** Information provided **
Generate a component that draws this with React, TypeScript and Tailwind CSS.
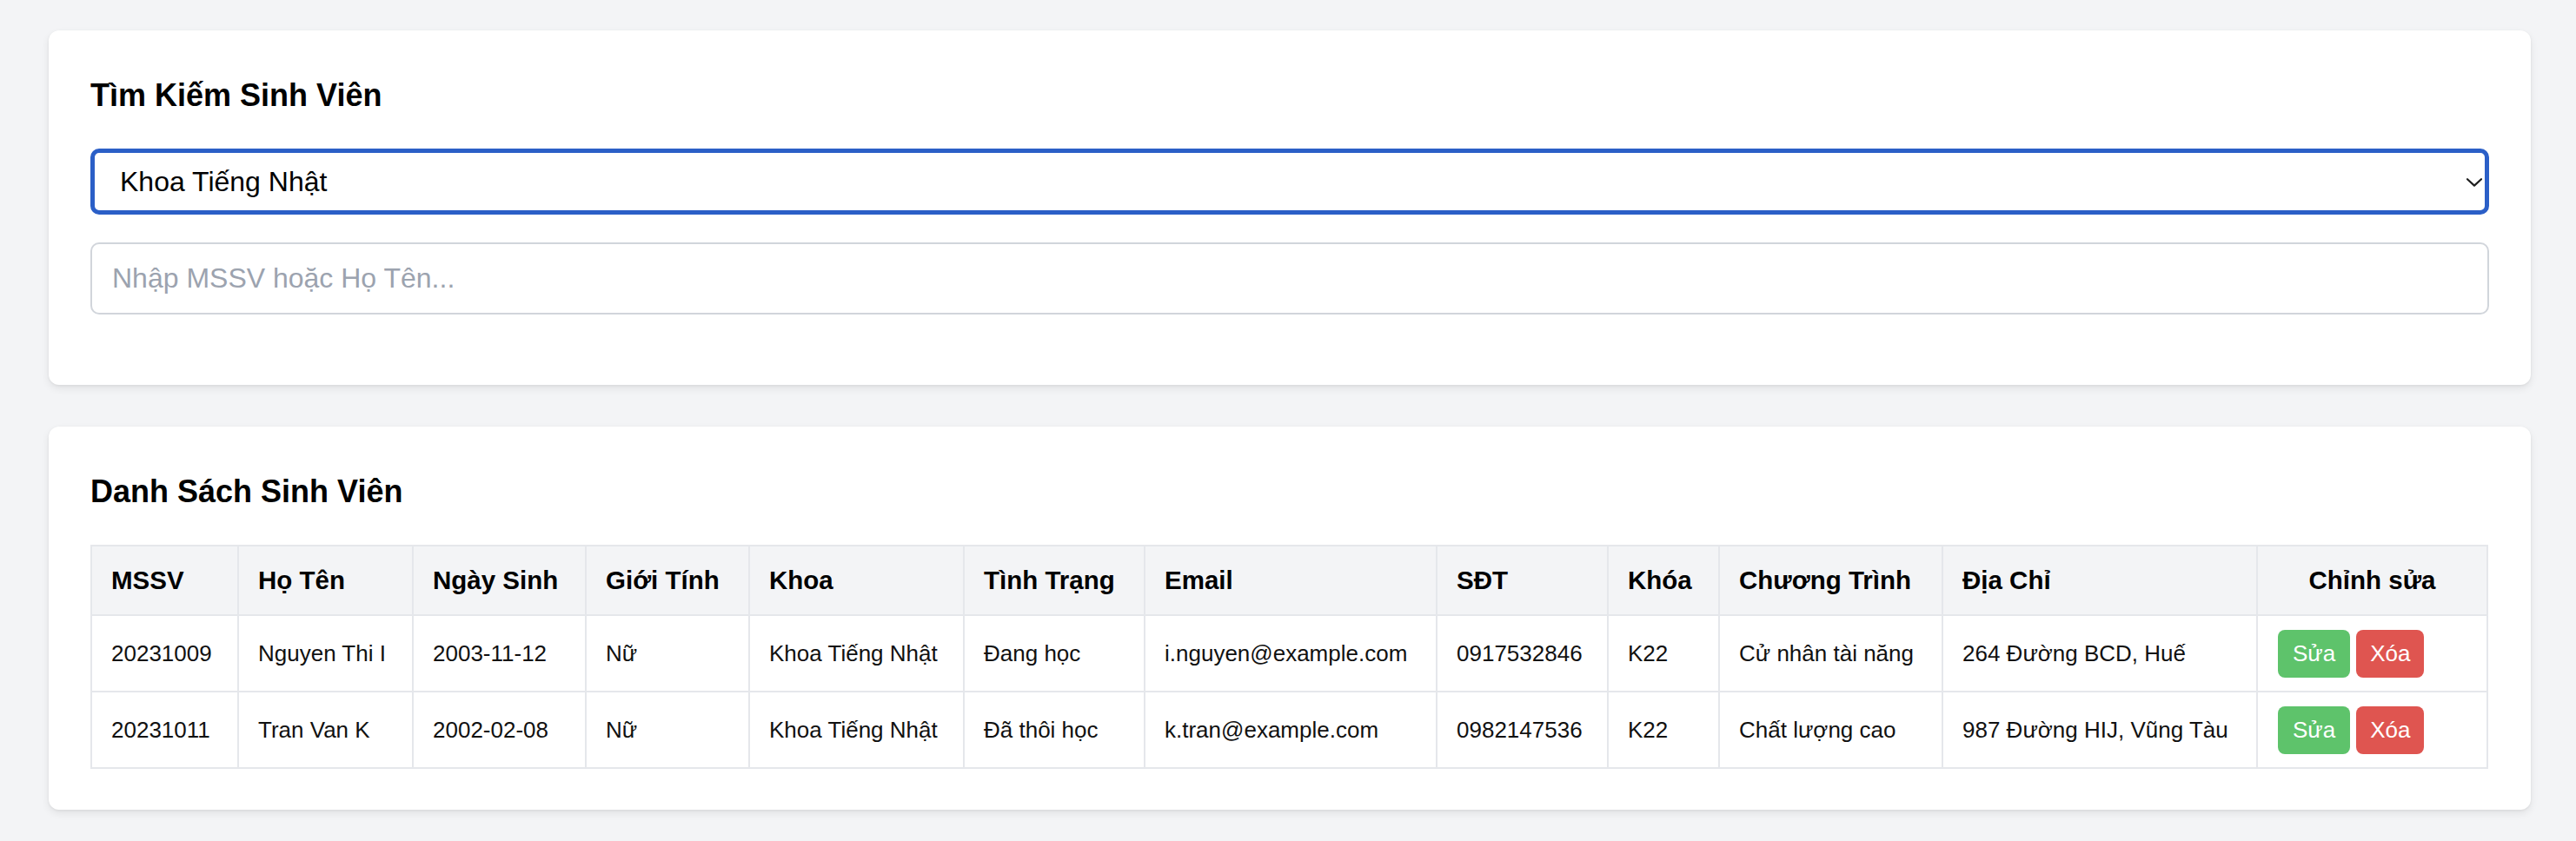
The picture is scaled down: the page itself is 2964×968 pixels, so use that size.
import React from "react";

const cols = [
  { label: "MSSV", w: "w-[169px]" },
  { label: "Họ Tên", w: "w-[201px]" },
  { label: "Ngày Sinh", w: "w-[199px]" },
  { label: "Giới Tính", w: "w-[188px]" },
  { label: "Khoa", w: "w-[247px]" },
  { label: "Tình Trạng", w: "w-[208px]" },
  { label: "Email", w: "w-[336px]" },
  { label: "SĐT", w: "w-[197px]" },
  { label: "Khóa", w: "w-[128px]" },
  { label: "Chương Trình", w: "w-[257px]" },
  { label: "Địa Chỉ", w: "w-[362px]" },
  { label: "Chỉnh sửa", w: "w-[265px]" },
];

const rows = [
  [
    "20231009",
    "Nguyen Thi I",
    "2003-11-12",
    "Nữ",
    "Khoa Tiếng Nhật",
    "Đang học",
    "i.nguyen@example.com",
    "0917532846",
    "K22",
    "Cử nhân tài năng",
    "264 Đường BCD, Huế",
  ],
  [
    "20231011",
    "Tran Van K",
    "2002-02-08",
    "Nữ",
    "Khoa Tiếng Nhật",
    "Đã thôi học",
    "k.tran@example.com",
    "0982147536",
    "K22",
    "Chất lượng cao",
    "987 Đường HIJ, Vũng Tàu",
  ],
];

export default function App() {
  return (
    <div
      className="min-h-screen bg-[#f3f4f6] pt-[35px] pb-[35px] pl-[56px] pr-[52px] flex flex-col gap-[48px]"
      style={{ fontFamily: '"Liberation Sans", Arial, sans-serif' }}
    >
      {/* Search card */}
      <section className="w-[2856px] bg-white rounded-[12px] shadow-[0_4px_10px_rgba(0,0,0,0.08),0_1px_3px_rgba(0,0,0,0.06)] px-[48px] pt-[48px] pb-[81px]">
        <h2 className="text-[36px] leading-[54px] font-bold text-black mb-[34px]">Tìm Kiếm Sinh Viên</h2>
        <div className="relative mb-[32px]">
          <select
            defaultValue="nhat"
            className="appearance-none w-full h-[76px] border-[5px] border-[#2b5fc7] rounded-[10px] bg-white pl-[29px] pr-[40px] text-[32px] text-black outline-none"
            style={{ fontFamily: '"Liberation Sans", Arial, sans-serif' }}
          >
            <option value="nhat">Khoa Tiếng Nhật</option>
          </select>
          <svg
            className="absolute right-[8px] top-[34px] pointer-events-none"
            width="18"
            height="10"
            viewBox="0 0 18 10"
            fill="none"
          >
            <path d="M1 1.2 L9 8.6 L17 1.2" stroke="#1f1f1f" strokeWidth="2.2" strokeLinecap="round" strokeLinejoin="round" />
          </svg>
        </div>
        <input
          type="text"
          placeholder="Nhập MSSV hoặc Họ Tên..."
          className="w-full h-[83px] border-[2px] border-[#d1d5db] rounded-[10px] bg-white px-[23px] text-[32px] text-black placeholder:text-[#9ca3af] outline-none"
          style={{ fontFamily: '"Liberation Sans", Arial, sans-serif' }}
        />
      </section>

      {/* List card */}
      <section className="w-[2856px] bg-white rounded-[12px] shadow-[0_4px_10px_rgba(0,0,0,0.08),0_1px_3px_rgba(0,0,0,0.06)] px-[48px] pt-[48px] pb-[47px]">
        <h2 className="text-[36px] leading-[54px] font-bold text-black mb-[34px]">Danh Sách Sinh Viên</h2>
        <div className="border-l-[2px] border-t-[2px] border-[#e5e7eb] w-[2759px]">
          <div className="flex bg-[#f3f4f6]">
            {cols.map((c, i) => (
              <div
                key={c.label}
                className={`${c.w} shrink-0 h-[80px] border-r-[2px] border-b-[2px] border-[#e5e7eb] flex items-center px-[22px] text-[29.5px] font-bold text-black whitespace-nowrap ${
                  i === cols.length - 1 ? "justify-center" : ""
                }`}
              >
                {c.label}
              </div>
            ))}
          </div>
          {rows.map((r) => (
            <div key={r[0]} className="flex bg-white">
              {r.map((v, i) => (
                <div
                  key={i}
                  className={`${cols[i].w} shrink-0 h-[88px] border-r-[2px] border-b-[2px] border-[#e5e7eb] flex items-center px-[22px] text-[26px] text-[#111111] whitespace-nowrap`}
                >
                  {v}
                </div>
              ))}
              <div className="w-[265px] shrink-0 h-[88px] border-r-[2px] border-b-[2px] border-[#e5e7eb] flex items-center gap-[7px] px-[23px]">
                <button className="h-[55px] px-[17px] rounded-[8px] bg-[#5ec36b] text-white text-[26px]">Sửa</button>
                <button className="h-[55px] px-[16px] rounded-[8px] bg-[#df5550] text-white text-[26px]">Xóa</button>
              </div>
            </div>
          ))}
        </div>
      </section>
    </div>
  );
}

** Task instructions **
Pictures stay out. Print the data exactly, from its first line through the line containing "import React from".

** Answer in full **
Generate a component that draws this with React, TypeScript and Tailwind CSS.
The picture is scaled down: the page itself is 2964×968 pixels, so use that size.
import React from "react";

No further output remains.